Yamamoto won her race first legislative race in 2020 against now-Caldwell mayor and former state Rep. Jarom Wagoner. She took office that fall, and sat on the House Education Committee for her first term. She ran unopposed in the 2022 Republican primary, and defeated her Democratic challenger Robert Scoville in the November election.


Now in her second term, she’ll head the influential House Education Committee, replacing Rep. Lance Clow, R-Twin Falls, who still sits on the committee.


Yamamoto cautions against division, predicts policy discussions

Yamamoto says she wants the House committee to be a “safe environment” for lawmakers to trust and listen to one another, and compromise to create legislation that suits Idaho students and families.


“The best decisions get made when you are willing to let other people voice their concerns, their opinions, their perspective,” Yamamoto said. “And if we are willing to believe that all of us together are smarter than any one of us individually, then really good things can happen.”


She isn’t intimidated by the challenges this year could bring.


The House chair is “choos(ing) not to be concerned” about a Senate Education Committee that features more hardline conservatives, or the record number of freshman lawmakers — one in three legislators will be new. She believes they will be able to build partnership across parties and levels of seniority.


But the committee will be taking up some of the most divisive education issues in the Legislature, like school choice.

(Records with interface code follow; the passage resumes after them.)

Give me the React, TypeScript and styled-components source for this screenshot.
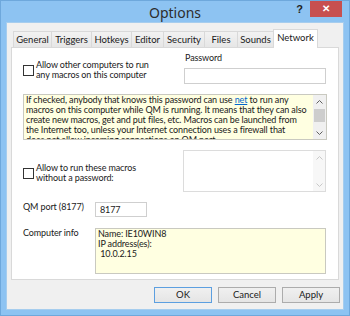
import React from "react";
import styled, { createGlobalStyle, css } from "styled-components";

const Global = createGlobalStyle`
  html, body { margin: 0; padding: 0; }
  body {
    width: 350px; height: 316px; overflow: hidden;
    font-family: Lato, "Noto Sans", sans-serif;
    color: #1a1a1a;
  }
`;

const Window = styled.div`
  width: 350px;
  height: 316px;
  box-sizing: border-box;
  background: #8dc3f2;
  border: 1px solid #6ea8dc;
  display: flex;
  flex-direction: column;
`;

const TitleBar = styled.div`
  height: 22px;
  display: grid;
  grid-template-columns: 1fr auto 1fr;
  align-items: start;
`;

const Title = styled.div`
  font-family: "Noto Sans", sans-serif;
  font-size: 14px;
  line-height: 22px;
  color: #2d2d2d;
  padding-top: 1px;
`;

const TitleButtons = styled.div`
  display: flex;
  justify-content: flex-end;
  align-items: flex-start;
`;

const HelpBtn = styled.div`
  font-family: "Liberation Sans", sans-serif;
  font-weight: bold;
  font-size: 11px;
  line-height: 17px;
  color: #222;
  margin-right: 7px;
`;

const CloseBtn = styled.div`
  width: 32px;
  height: 16px;
  margin-right: 7px;
  background: #c75050;
  color: #fff;
  font-family: "Liberation Sans", sans-serif;
  font-weight: bold;
  font-size: 10px;
  line-height: 16px;
  text-align: center;
`;

const Client = styled.div`
  flex: 1;
  margin: 0 6px 6px 6px;
  background: #f0f0f0;
  box-shadow: 0 0 0 1px #a6cdee;
  padding: 6px 4px 0 4px;
  display: flex;
  flex-direction: column;
`;

const TabRow = styled.div`
  display: flex;
  align-items: flex-end;
  height: 18px;
  padding-left: 2px;
  position: relative;
  z-index: 1;
`;

const Tab = styled.div<{ $w: number; $active?: boolean }>`
  width: ${(p) => p.$w}px;
  box-sizing: border-box;
  height: 16px;
  margin-left: -1px;
  border: 1px solid #d9d9d9;
  border-bottom: none;
  background: linear-gradient(#f2f2f2, #e6e6e6);
  font-size: 9.5px;
  line-height: 15px;
  text-align: center;
  white-space: nowrap;
  &:first-child { margin-left: 0; }
  ${(p) =>
    p.$active &&
    css`
      height: 19px;
      margin-bottom: -1px;
      background: #fff;
      line-height: 15px;
    `}
`;

const Pane = styled.div`
  height: 233px;
  box-sizing: border-box;
  background: #fff;
  border: 1px solid #d9d9d9;
  padding: 5px 12px 0 11px;
  display: flex;
  flex-direction: column;
  font-size: 9px;
  line-height: 10px;
  letter-spacing: -0.12px;
`;

const Row = styled.div<{ $mt?: number }>`
  display: flex;
  justify-content: space-between;
  align-items: flex-start;
  margin-top: ${(p) => p.$mt ?? 0}px;
`;

const CheckGroup = styled.label<{ $mt: number }>`
  display: flex;
  align-items: center;
  gap: 2px;
  margin-top: ${(p) => p.$mt}px;
`;

const Box = styled.span`
  width: 11px;
  height: 11px;
  box-sizing: border-box;
  border: 1px solid #333;
  background: #fff;
  flex: none;
`;

const CheckText = styled.span`
  white-space: nowrap;
`;

const RightCol = styled.div`
  width: 142px;
  display: flex;
  flex-direction: column;
`;

const FieldLabel = styled.div`
  padding-left: 1px;
`;

const Input = styled.div<{ $w?: number; $h: number; $mt?: number }>`
  width: ${(p) => (p.$w ? `${p.$w}px` : "auto")};
  height: ${(p) => p.$h}px;
  margin-top: ${(p) => p.$mt ?? 0}px;
  box-sizing: border-box;
  border: 1px solid #cfcfcf;
  background: #fff;
  padding: 2px 0 0 4px;
  font-size: 9px;
  line-height: 10px;
`;

const InfoBox = styled.div<{ $w: number; $mt?: number }>`
  width: ${(p) => p.$w}px;
  height: 46px;
  margin-top: ${(p) => p.$mt ?? 0}px;
  box-sizing: border-box;
  border: 1px solid #c9c9c0;
  background: #ffffe1;
  display: flex;
  overflow: hidden;
`;

const InfoText = styled.div`
  flex: 1;
  padding: 0 0 0 2px;
  white-space: nowrap;
  overflow: hidden;
  font-size: 9px;
  line-height: 10px;
`;

const Link = styled.a`
  color: #0066cc;
  text-decoration: underline;
`;

const ScrollBar = styled.div`
  width: 13px;
  flex: none;
  background: #f0f0f0;
  display: flex;
  flex-direction: column;
  align-items: center;
`;

const Arrow = styled.div`
  height: 13px;
  width: 13px;
  display: flex;
  align-items: center;
  justify-content: center;
`;

const Track = styled.div`
  flex: 1;
  width: 13px;
  display: flex;
  flex-direction: column;
`;

const Thumb = styled.div`
  height: 13px;
  margin: 1px 1px 0 1px;
  background: #cdcdcd;
`;

const ListBox = styled.div`
  width: 143px;
  height: 42px;
  box-sizing: border-box;
  border: 1px solid #dcdcdc;
  background: #fff;
  display: flex;
  justify-content: flex-end;
`;

const ListScroll = styled.div`
  width: 12px;
  background: #f7f7f7;
  display: flex;
  flex-direction: column;
  justify-content: space-between;
`;

const LeftLabel = styled.div`
  width: 72px;
  flex: none;
`;

const FormRow = styled.div<{ $mt: number }>`
  display: flex;
  align-items: flex-start;
  margin-top: ${(p) => p.$mt}px;
`;

const ButtonRow = styled.div`
  display: flex;
  justify-content: flex-end;
  gap: 6px;
  padding: 7px 0 0 0;
  margin-right: -1px;
`;

const Button = styled.div<{ $default?: boolean }>`
  width: 58px;
  height: 16px;
  box-sizing: border-box;
  border: 1px solid ${(p) => (p.$default ? "#5c9fe0" : "#acacac")};
  background: linear-gradient(#f0f0f0, #e5e5e5);
  font-size: 9.5px;
  line-height: 14px;
  text-align: center;
`;

const Chevron = ({ up, color }: { up?: boolean; color: string }) => (
  <svg width="7" height="4" viewBox="0 0 7 4">
    <path
      d={up ? "M0.5 3.5 L3.5 0.5 L6.5 3.5" : "M0.5 0.5 L3.5 3.5 L6.5 0.5"}
      fill="none"
      stroke={color}
      strokeWidth="1"
    />
  </svg>
);

const tabs: [string, number][] = [
  ["General", 39],
  ["Triggers", 41],
  ["Hotkeys", 41],
  ["Editor", 33],
  ["Security", 42],
  ["Files", 34],
  ["Sounds", 37],
];

export default function App() {
  return (
    <>
      <Global />
      <Window>
        <TitleBar>
          <div />
          <Title>Options</Title>
          <TitleButtons>
            <HelpBtn>?</HelpBtn>
            <CloseBtn>✕</CloseBtn>
          </TitleButtons>
        </TitleBar>
        <Client>
          <TabRow>
            {tabs.map(([t, w]) => (
              <Tab key={t} $w={w}>
                {t}
              </Tab>
            ))}
            <Tab $w={45} $active>
              Network
            </Tab>
          </TabRow>
          <Pane>
            <Row>
              <CheckGroup $mt={7}>
                <Box />
                <CheckText>
                  Allow other computers to run
                  <br />
                  any macros on this computer
                </CheckText>
              </CheckGroup>
              <RightCol>
                <FieldLabel>Password</FieldLabel>
                <Input $h={16} $mt={5} />
              </RightCol>
            </Row>
            <InfoBox $w={304} $mt={10}>
              <InfoText>
                If checked, anybody that knows this password can use <Link>net</Link> to run any
                <br />
                macros on this computer while QM is running. It means that they can also
                <br />
                create new macros, get and put files, etc. Macros can be launched from
                <br />
                the Internet too, unless your Internet connection uses a firewall that
                <br />
                does not allow incoming connections on QM port.
              </InfoText>
              <ScrollBar>
                <Arrow>
                  <Chevron up color="#606060" />
                </Arrow>
                <Track>
                  <Thumb />
                </Track>
                <Arrow>
                  <Chevron color="#606060" />
                </Arrow>
              </ScrollBar>
            </InfoBox>
            <Row $mt={10}>
              <CheckGroup $mt={13}>
                <Box />
                <CheckText>
                  Allow to run these macros
                  <br />
                  without a password:
                </CheckText>
              </CheckGroup>
              <ListBox>
                <ListScroll>
                  <Arrow>
                    <Chevron up color="#c8c8c8" />
                  </Arrow>
                  <Arrow>
                    <Chevron color="#c8c8c8" />
                  </Arrow>
                </ListScroll>
              </ListBox>
            </Row>
            <FormRow $mt={10}>
              <LeftLabel>QM port (8177)</LeftLabel>
              <Input $w={52} $h={15}>
                8177
              </Input>
            </FormRow>
            <FormRow $mt={11}>
              <LeftLabel>Computer info</LeftLabel>
              <InfoBox $w={232}>
                <InfoText>
                  Name: IE10WIN8
                  <br />
                  IP address(es):
                  <br />
                  &nbsp;10.0.2.15
                </InfoText>
              </InfoBox>
            </FormRow>
          </Pane>
          <ButtonRow>
            <Button $default>OK</Button>
            <Button>Cancel</Button>
            <Button>Apply</Button>
          </ButtonRow>
        </Client>
      </Window>
    </>
  );
}
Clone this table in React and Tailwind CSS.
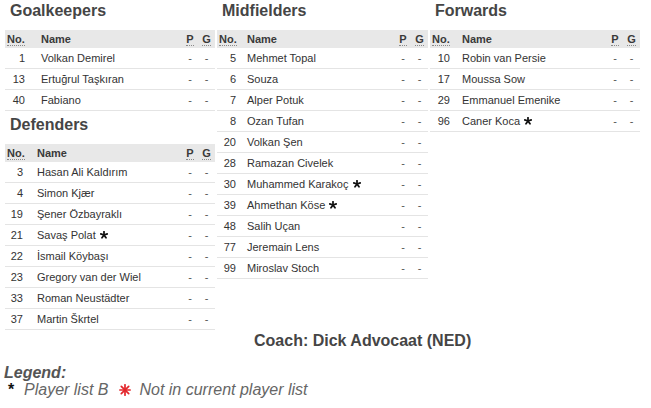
const goalkeepers = [
  { no: 1, name: 'Volkan Demirel' },
  { no: 13, name: 'Ertuğrul Taşkıran' },
  { no: 40, name: 'Fabiano' },
];

const defenders = [
  { no: 3, name: 'Hasan Ali Kaldırım' },
  { no: 4, name: 'Simon Kjær' },
  { no: 19, name: 'Şener Özbayraklı' },
  { no: 21, name: 'Savaş Polat', b: true },
  { no: 22, name: 'İsmail Köybaşı' },
  { no: 23, name: 'Gregory van der Wiel' },
  { no: 33, name: 'Roman Neustädter' },
  { no: 37, name: 'Martin Škrtel' },
];

const midfielders = [
  { no: 5, name: 'Mehmet Topal' },
  { no: 6, name: 'Souza' },
  { no: 7, name: 'Alper Potuk' },
  { no: 8, name: 'Ozan Tufan' },
  { no: 20, name: 'Volkan Şen' },
  { no: 28, name: 'Ramazan Civelek' },
  { no: 30, name: 'Muhammed Karakoç', b: true },
  { no: 39, name: 'Ahmethan Köse', b: true },
  { no: 48, name: 'Salih Uçan' },
  { no: 77, name: 'Jeremain Lens' },
  { no: 99, name: 'Miroslav Stoch' },
];

const forwards = [
  { no: 10, name: 'Robin van Persie' },
  { no: 17, name: 'Moussa Sow' },
  { no: 29, name: 'Emmanuel Emenike' },
  { no: 96, name: 'Caner Koca', b: true },
];

function Star() {
  return (
    <svg width="8" height="8" viewBox="0 0 10 10" className="inline-block ml-[4px] align-[0px]">
      <g stroke="#111" strokeWidth="2.2" strokeLinecap="round">
        <line x1="5" y1="5" x2="5" y2="0.8" />
        <line x1="5" y1="5" x2="9.1" y2="3.7" />
        <line x1="5" y1="5" x2="7.5" y2="8.5" />
        <line x1="5" y1="5" x2="2.5" y2="8.5" />
        <line x1="5" y1="5" x2="0.9" y2="3.7" />
      </g>
    </svg>
  );
}

function RedStar() {
  return (
    <svg width="12" height="12" viewBox="0 0 12 12" className="inline-block">
      <g stroke="#e3262b" strokeWidth="1.7" strokeLinecap="round">
        <line x1="6" y1="0.8" x2="6" y2="11.2" />
        <line x1="0.8" y1="6" x2="11.2" y2="6" />
        <line x1="2.3" y1="2.3" x2="9.7" y2="9.7" />
        <line x1="9.7" y1="2.3" x2="2.3" y2="9.7" />
      </g>
    </svg>
  );
}

function Abbr({ children }) {
  return <span className="border-b border-dotted border-[#8a8a8a] leading-[12px]">{children}</span>;
}

function Squad({ title, players, numPad, namePad, top }) {
  return (
    <div>
      <h2 className={`${top} mb-[10px] pl-[5px] text-[16px] leading-[18px] font-bold text-[#454545]`}>
        {title}
      </h2>
      <div className="text-[11px] text-[#333]">
        <div className="flex h-[18px] items-center bg-[#e8e8e8] font-bold text-[#3a3a3a]">
          <div className="w-[22px] pl-[2px]">
            <Abbr>No.</Abbr>
          </div>
          <div className={`flex-1 ${namePad}`}>Name</div>
          <div className="w-[16px] text-center">
            <Abbr>P</Abbr>
          </div>
          <div className="w-[17px] text-center">
            <Abbr>G</Abbr>
          </div>
        </div>
        {players.map((p) => (
          <div key={p.no} className="flex h-[21px] items-center border-b border-[#e4e4e4]">
            <div className={`w-[22px] text-right ${numPad}`}>{p.no}</div>
            <div className={`flex-1 ${namePad} whitespace-nowrap`}>
              {p.name}
              {p.b && <Star />}
            </div>
            <div className="w-[16px] text-center text-[#555]">-</div>
            <div className="w-[17px] text-center text-[#555]">-</div>
          </div>
        ))}
      </div>
    </div>
  );
}

export default function App() {
  return (
    <div className="w-[651px] h-[408px] overflow-hidden bg-white font-['Liberation_Sans',Arial,sans-serif]">
      <div className="flex gap-[2px] pl-[5px]">
        <div className="w-[210px]">
          <Squad title="Goalkeepers" players={goalkeepers} numPad="pr-[2px]" namePad="pl-[14px]" top="mt-[2px]" />
          <Squad title="Defenders" players={defenders} numPad="pr-[4px]" namePad="pl-[10px]" top="mt-[5px]" />
        </div>
        <div className="w-[211px]">
          <Squad title="Midfielders" players={midfielders} numPad="pr-[3px]" namePad="pl-[8px]" top="mt-[2px]" />
        </div>
        <div className="w-[210px]">
          <Squad title="Forwards" players={forwards} numPad="pr-[2px]" namePad="pl-[10px]" top="mt-[2px]" />
        </div>
      </div>

      <div className="mt-[2px] pl-[254px] text-[16px] leading-[18px] font-bold text-[#454545]">
        Coach: Dick Advocaat (NED)
      </div>

      <div className="mt-[14px] pl-[4px] text-[16px] leading-[17px] italic text-[#666]">
        <div className="font-bold text-[#555]">Legend:</div>
        <div className="flex items-center">
          <span className="w-[20px] pl-[4px] not-italic font-bold text-[#111]">*</span>
          <span>Player list B</span>
          <span className="ml-[11px] mr-[8px] flex items-center">
            <RedStar />
          </span>
          <span>Not in current player list</span>
        </div>
      </div>
    </div>
  );
}
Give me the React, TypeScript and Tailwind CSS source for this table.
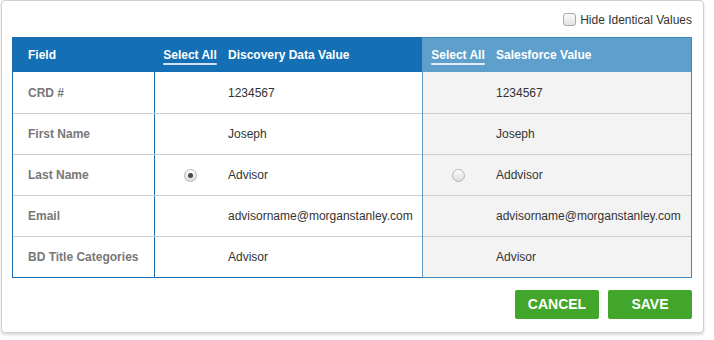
import React from 'react'

type Row = {
    field: string
    discovery: string
    salesforce: string
    radio?: boolean
}

const rows: Row[] = [
    { field: 'CRD #', discovery: '1234567', salesforce: '1234567' },
    { field: 'First Name', discovery: 'Joseph', salesforce: 'Joseph' },
    { field: 'Last Name', discovery: 'Advisor', salesforce: 'Addvisor', radio: true },
    {
        field: 'Email',
        discovery: 'advisorname@morganstanley.com',
        salesforce: 'advisorname@morganstanley.com',
    },
    { field: 'BD Title Categories', discovery: 'Advisor', salesforce: 'Advisor' },
]

function Radio({ checked }: { checked: boolean }) {
    return (
        <div className="flex h-[13px] w-[13px] items-center justify-center rounded-full border border-[#b4b4b4] bg-gradient-to-b from-[#fdfdfd] to-[#dcdcdc]">
            {checked && <div className="h-[5px] w-[5px] rounded-full bg-[#4a4a4a]"></div>}
        </div>
    )
}

function SelectAll() {
    return (
        <span className="cursor-pointer underline decoration-white/80 decoration-2 underline-offset-[4px]">
            Select All
        </span>
    )
}

export default function App() {
    return (
        <div className="h-[340px] w-[714px] bg-white font-['Liberation_Sans',Arial,sans-serif] text-[12px]">
            <div className="ml-px w-[703px] rounded-[4px] border border-[#cfcfcf] bg-white px-[10px] pb-[13px] shadow-[0_2px_3px_rgba(0,0,0,0.15)]">
                <div className="flex h-[36px] items-center justify-end pr-[1px] pt-px">
                    <label className="flex items-center gap-[4px] text-[12px] text-[#333]">
                        <span className="h-[13px] w-[13px] rounded-[3px] border border-[#a9a9a9] bg-gradient-to-b from-[#fafafa] to-[#e4e4e4]"></span>
                        Hide Identical Values
                    </label>
                </div>

                <div className="flex w-[680px]">
                    {/* left group */}
                    <div className="w-[410px] border border-r-0 border-[#1b6db0]">
                        <div className="flex h-[34px] items-center bg-[#146fb4] font-bold text-white">
                            <div className="w-[141px] pl-[15px]">Field</div>
                            <div className="flex w-[71px] justify-center pl-[1px]">
                                <SelectAll />
                            </div>
                            <div className="pl-[3px]">Discovery Data Value</div>
                        </div>
                        {rows.map((r, i) => (
                            <div
                                key={r.field}
                                className={`flex h-[41px] items-center ${i > 0 ? 'border-t border-[#cdcdcd]' : ''}`}
                            >
                                <div className="flex h-full w-[142px] items-center border-r border-[#1b6db0] pl-[15px] font-bold text-[#777]">
                                    {r.field}
                                </div>
                                <div className="flex w-[70px] justify-center">
                                    {r.radio && <Radio checked />}
                                </div>
                                <div className="pl-[3px] text-[#333]">{r.discovery}</div>
                            </div>
                        ))}
                    </div>

                    {/* right group */}
                    <div className="flex-1 border border-[#3c86c2] border-l-[#5b9bcb]">
                        <div className="flex h-[34px] items-center bg-[#5e9fcb] font-bold text-white">
                            <div className="flex w-[70px] justify-center">
                                <SelectAll />
                            </div>
                            <div className="pl-[3px]">Salesforce Value</div>
                        </div>
                        {rows.map((r, i) => (
                            <div
                                key={r.field}
                                className={`flex h-[41px] items-center bg-[#f3f3f3] ${i > 0 ? 'border-t border-[#cdcdcd]' : ''}`}
                            >
                                <div className="flex w-[70px] justify-center">
                                    {r.radio && <Radio checked={false} />}
                                </div>
                                <div className="pl-[3px] text-[#333]">{r.salesforce}</div>
                            </div>
                        ))}
                    </div>
                </div>

                <div className="mt-[12px] flex justify-end gap-[9px] pr-px">
                    <button className="h-[29px] w-[84px] rounded-[2px] bg-[#42a62a] text-[14px] font-bold text-white">
                        CANCEL
                    </button>
                    <button className="h-[29px] w-[84px] rounded-[2px] bg-[#42a62a] text-[14px] font-bold text-white">
                        SAVE
                    </button>
                </div>
            </div>
        </div>
    )
}
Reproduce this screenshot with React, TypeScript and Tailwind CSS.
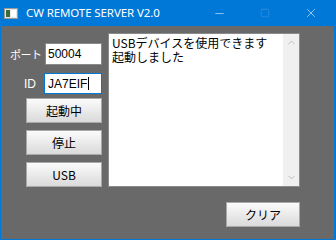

Education Savings Accounts and other forms of school choice legislation will be up for debate in the House committee, according to Yamamoto, who in March voted against the last ESA bill to go in front of the committee. She felt the bill was a “copy and paste” version of an Arizona law, and hadn’t been tailored to the needs of Idaho families.


“That doesn’t, to me, seem like the way that we should approach legislation,” she said. “But we will have that discussion in the House and Senate committees.”


Other issues on the House committee’s agenda include a switch to enrollment-based funding, legislation on gender identity and school bathrooms/locker rooms, parental engagement, and teacher recruitment and retention. And Yamamoto anticipates many discussions over how to spend the $330 million set aside for K-12 by the Legislature during the 2022 special session.


Yamamoto also has her eye on State Superintendent of Public Instruction Debbie Critchfield’s priorities, including boosting career-technical education and workforce readiness programs. Yamamoto, alongside the Senate Education Committee’s new chairman Sen. Dave Lent, sat on Critchfield’s 22-member transition team. She helped the group examine the K-12 budget in the wake of the election.


Critchfield, who was sworn in Monday, says Yamamoto caught her attention as a new legislator when Critchfield was president of the State Board of Education. Over the course of two years, Yamamoto became a trusted resource for the now superintendent.


“I know her to be someone of high integrity and honesty,” Critchfield said. “When you’re having a conversation with her, you know she’s representing who she is. I didn’t worry that when I turned my back or left her office that she was going to change courses.”


And Rep. Lance Clow, the House committee’s former chairman, says he has a lot of confidence in Yamamoto going into the session based on what he’s seen of her experience and leadership style.


“She’s been a head of schools for charter school, she’s been a principal, she’s been in education,” Clow said. “She brings a lot of experience…frontline experience that I’ve never had. She’ll do a fine job.”


Clow is set to lead the House Business Committee, but kept a seat on the education committee.


Yamamoto says she’s taken pointers from Clow’s leadership. His willingness listen to the community and be open to new ideas, she says, is something she’ll carry into her leadership.


And she cautions her fellow lawmakers against divisiveness.


Hearing many voices from all sides of an issues is something to value, not balk at, she says.


“I choose to believe that we can find common ground if we truly say that we want what is best for the children of Idaho and for Idahoans,” she said. “Just because you don’t agree with me does not make you the enemy.”